◆ **Task statement**
Find every line with the string "styles" in it, count them, and reply with that count only.

◆ **Working data**
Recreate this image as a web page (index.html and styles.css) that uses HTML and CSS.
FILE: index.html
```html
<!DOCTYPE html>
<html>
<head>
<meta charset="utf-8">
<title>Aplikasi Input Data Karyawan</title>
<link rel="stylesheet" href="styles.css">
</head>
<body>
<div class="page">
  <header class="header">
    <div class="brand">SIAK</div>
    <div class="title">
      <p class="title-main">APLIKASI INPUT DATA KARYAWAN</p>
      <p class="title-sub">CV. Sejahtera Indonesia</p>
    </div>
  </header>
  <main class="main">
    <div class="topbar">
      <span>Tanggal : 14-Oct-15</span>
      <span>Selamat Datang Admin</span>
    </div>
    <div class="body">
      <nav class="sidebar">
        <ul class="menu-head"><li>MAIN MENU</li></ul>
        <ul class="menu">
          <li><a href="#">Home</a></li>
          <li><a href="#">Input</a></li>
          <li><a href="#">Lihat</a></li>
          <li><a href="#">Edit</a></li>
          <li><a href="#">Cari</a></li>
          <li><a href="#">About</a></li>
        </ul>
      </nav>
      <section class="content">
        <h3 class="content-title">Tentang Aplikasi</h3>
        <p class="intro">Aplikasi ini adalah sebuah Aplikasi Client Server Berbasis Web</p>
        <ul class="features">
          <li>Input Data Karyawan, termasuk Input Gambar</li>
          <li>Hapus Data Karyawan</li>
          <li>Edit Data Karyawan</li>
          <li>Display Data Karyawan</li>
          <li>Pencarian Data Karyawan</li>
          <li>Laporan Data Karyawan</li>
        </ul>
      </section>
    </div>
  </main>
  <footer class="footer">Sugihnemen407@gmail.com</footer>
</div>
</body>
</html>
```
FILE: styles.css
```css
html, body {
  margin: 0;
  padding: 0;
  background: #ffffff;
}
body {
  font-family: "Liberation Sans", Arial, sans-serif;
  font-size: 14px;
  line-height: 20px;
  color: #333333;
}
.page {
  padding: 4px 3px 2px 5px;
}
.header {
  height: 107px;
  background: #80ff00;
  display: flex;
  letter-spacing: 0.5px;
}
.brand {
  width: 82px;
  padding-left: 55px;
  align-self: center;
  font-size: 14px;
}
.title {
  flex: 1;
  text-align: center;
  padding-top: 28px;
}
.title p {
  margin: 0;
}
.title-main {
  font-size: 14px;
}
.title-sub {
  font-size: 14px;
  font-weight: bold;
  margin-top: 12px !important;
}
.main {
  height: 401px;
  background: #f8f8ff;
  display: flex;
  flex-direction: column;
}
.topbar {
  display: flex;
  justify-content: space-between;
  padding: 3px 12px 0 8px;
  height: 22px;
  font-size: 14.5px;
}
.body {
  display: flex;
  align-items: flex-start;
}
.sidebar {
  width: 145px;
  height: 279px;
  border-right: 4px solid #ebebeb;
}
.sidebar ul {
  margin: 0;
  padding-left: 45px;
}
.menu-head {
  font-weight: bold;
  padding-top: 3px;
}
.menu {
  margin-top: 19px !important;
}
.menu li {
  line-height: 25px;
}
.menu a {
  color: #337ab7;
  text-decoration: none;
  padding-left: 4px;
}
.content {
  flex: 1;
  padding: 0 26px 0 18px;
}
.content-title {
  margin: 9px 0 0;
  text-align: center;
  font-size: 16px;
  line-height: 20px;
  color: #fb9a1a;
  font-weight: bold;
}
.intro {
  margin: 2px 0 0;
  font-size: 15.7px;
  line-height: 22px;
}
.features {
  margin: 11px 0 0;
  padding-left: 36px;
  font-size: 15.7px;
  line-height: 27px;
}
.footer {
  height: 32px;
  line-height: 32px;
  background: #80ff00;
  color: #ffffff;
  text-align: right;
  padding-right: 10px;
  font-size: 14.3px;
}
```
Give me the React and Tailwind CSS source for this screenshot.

◆ **Exercise result**
3